Significance. Should the gains prove to stem from the coherence of the partitions rather than from the general benefits of adapting and merging multiple models, the approach could meaningfully advance interactive segmentation by allowing more effective use of user inputs in difficult scenarios. The framework is empirical and relies on the specific partitioning strategy, so its significance hinges on demonstrating that this strategy is superior to alternatives like random partitioning.

major comments (2)

[§3] §3 (Method): The central claim that coherent partitioning specifically reduces cue conflicts and enables superior localized updates is not isolated experimentally. No control is described that holds the number of adapted models and total TTA optimization steps fixed while comparing coherent partitioning against random partitioning or a single-model baseline.
[§4] §4 (Experiments): The reported outperformance on benchmarks lacks accompanying error bars, statistical tests, or ablations that directly vary only the partitioning criterion. This leaves open whether gains derive from ensembling effects rather than the coherence assumption highlighted in the abstract.

minor comments (2)

[Abstract] The abstract could specify the exact benchmarks, metrics, and interaction counts used to support claims of 'fewer interactions and improved accuracy'.
Notation for the final merging step would benefit from an explicit equation defining how the specialized predictors are combined into the unified model.

Simulated Author's Rebuttal

2 responses · 0 unresolved

We thank the referee for the constructive comments, which highlight important aspects for strengthening the empirical support of our claims. We address each major comment below and will incorporate revisions to provide the requested controls and statistical rigor.

read point-by-point responses

Referee: [§3] §3 (Method): The central claim that coherent partitioning specifically reduces cue conflicts and enables superior localized updates is not isolated experimentally. No control is described that holds the number of adapted models and total TTA optimization steps fixed while comparing coherent partitioning against random partitioning or a single-model baseline.

Authors: We agree that the current experiments do not fully isolate the contribution of coherent partitioning. While the manuscript includes a single-model TTA baseline, it lacks a matched control with random partitioning under fixed model count and optimization steps. We will add this ablation in the revised version to directly test whether coherence (rather than the mere presence of multiple adapted models) drives the observed benefits. revision: yes
Referee: [§4] §4 (Experiments): The reported outperformance on benchmarks lacks accompanying error bars, statistical tests, or ablations that directly vary only the partitioning criterion. This leaves open whether gains derive from ensembling effects rather than the coherence assumption highlighted in the abstract.

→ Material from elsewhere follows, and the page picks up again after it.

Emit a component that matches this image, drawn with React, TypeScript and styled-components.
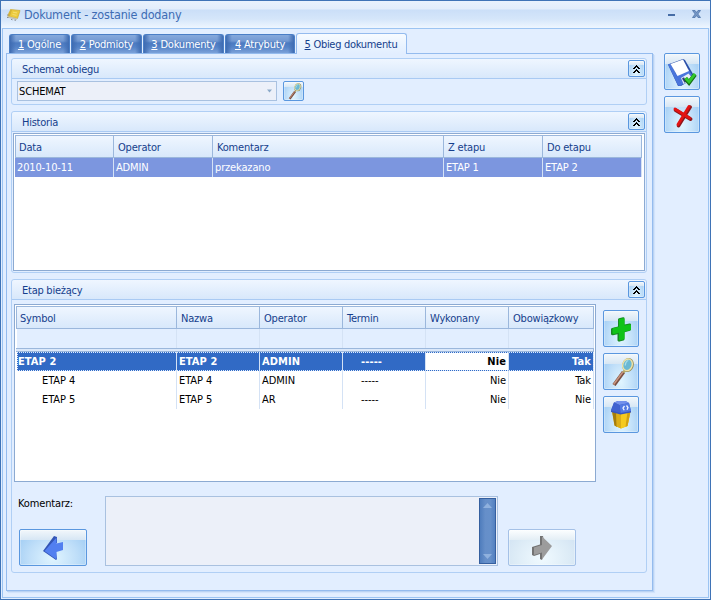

Authors: We acknowledge that the experimental section would benefit from error bars, statistical significance testing, and ablations that isolate the partitioning criterion. In the revision we will report error bars across multiple runs, include statistical tests, and add an ablation that varies only the partitioning strategy (coherent vs. random) while holding the number of models and total TTA steps constant, thereby clarifying that improvements are attributable to cue coherence rather than generic ensembling. revision: yes

Circularity Check

0 steps flagged

No circularity: empirical framework with independent experimental validation

full rationale

The paper introduces DC-TTA as a practical divide-and-conquer TTA method for interactive segmentation: user clicks are partitioned into coherent subsets, each subset drives independent per-sample adaptation of a separate SAM-based model, and the resulting models are merged into a final predictor. All performance claims rest on reported benchmark experiments comparing against SAM zero-shot and standard single-model TTA baselines. No equations, fitted parameters, or derivations appear in the provided text that would reduce the reported gains to quantities defined by construction within the paper itself. The central design choice (coherent partitioning) is motivated by an empirical hypothesis about cue conflict and is evaluated directly on external datasets rather than being justified by self-citation chains or self-referential definitions. Consequently the derivation chain is self-contained and the circularity score is 0.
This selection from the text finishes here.